Terrorism has been a defining force in American politics for nearly two decades now. Like it or not. Bush 43 was going to be the education president. He is now remembered as the president who had to take on the war on terror, like no other president before him. And since, unfortunately.

One can argue over what tactics and strategies are best. The Iraq invasion looks less wise with each passing year. But one cannot argue over George W. Bush’s commitment to fight terrorism. The same cannot be said of President Obama. Because he has willfully refused to define it as a war against terrorism. As if somehow he could negotiate his way around the brutal reality of radical jihadist terrorism.

He’s still trying.

After the weekend of terrorist attacks in NYC, New Jersey, and Minnesota, Obama lectured the media not to jump to conclusions and “get ahead” of the story. Like a mildly annoyed college professor dressing down his pupils for not turning in well written essays.

At every stage of his presidency, Obama has tried to downplay and qualify and relativize islamic terrorism. And as part of his now near-delirious insistence on his view that jihadism is not as great a threat as people think, the West must appease Islam. Or risk angry retaliation on the part of islamic peace-loving faithful who shall be pushed to take up workshops in IED’s because the West, and America, dare to defend themselves. Jihadims is always the West’s fault by his progressively perverse logic.

And of course, as Josh Earnest whined in an interview, we can’t let ISIL control the narrative by allowing them to turn their terrorism into a battle of the West versus Islam. Because that’s what will happen if we use phrases like: radical islamic terrorism. Does Earnest really believe what he’s made to say anymore? Maybe he does. Or maybe as a good spokesperson, he does his best to transmit his leader’s will to the public at large.

It’s getting to the point where comparing Obama’s foreign policy to Jimmy Carter’s is a bit of an insult to the former governor of Georgia. But Obama is, tragically, not at all alone in this matter. From Merkel opening up the borders of Germany and allowing terrorists in with the refugees, to British police who refuse to take action when they fear it will stir up complaints of islamophobia, even if it involves the abuse of adolescents, leaders in the West are paralyzed by the fear of being branded racist.

But that’s what aggressive activists on the left have done to speech in North America and Europe and around the world. Naming and Shaming, in everything from transgender bathrooms to micro-aggressions, has wrought a deadly silence on those who need to muster the strength and courage, but also the intellectual flexibility, to deal with what is a serious problem. And not one that merely affects the West. Terrorism has caused far more deaths in the Middle East and Asia, as well as Africa. But freedom of expression is not always a right in many of these countries. Nor is it expected to be. It is a right in much of the West. At least in theory. Because right now, fear in of being shamed seems greater than the courage to deal with terrorism.

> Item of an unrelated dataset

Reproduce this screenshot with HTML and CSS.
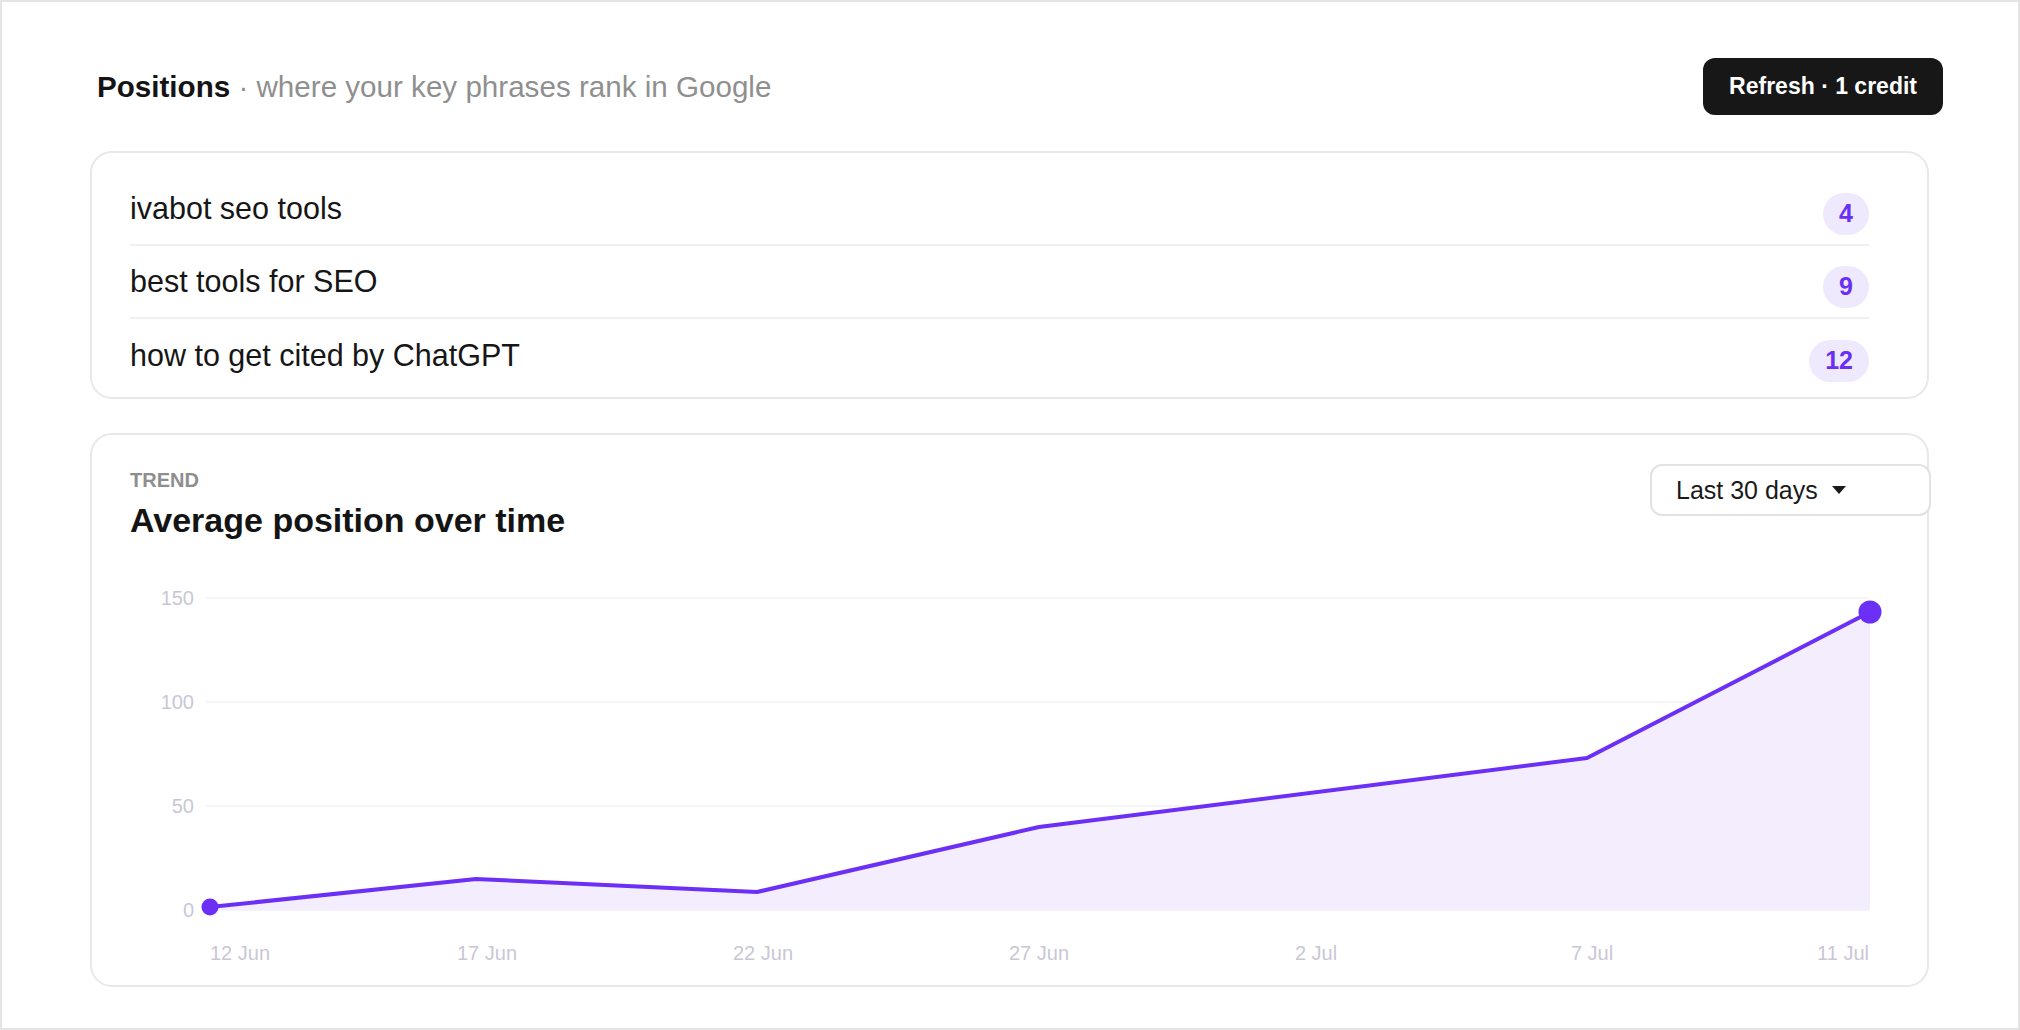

Obama, however, is not someone fearful of being shamed. He actually and whole heartedly believes the progressive ideology. Rubio was right. America elected a charming smooth talking radical. And is now paying the price by a lack of vision on how to fight jihadism. Yes, the men and women who defend America – like the police forces and the FBI that were able to apprehend Rhahami in less than 50 hours – are doing admirable work day after day. They just need a leader who is willing to take up the challenge, instead of constantly belittling it.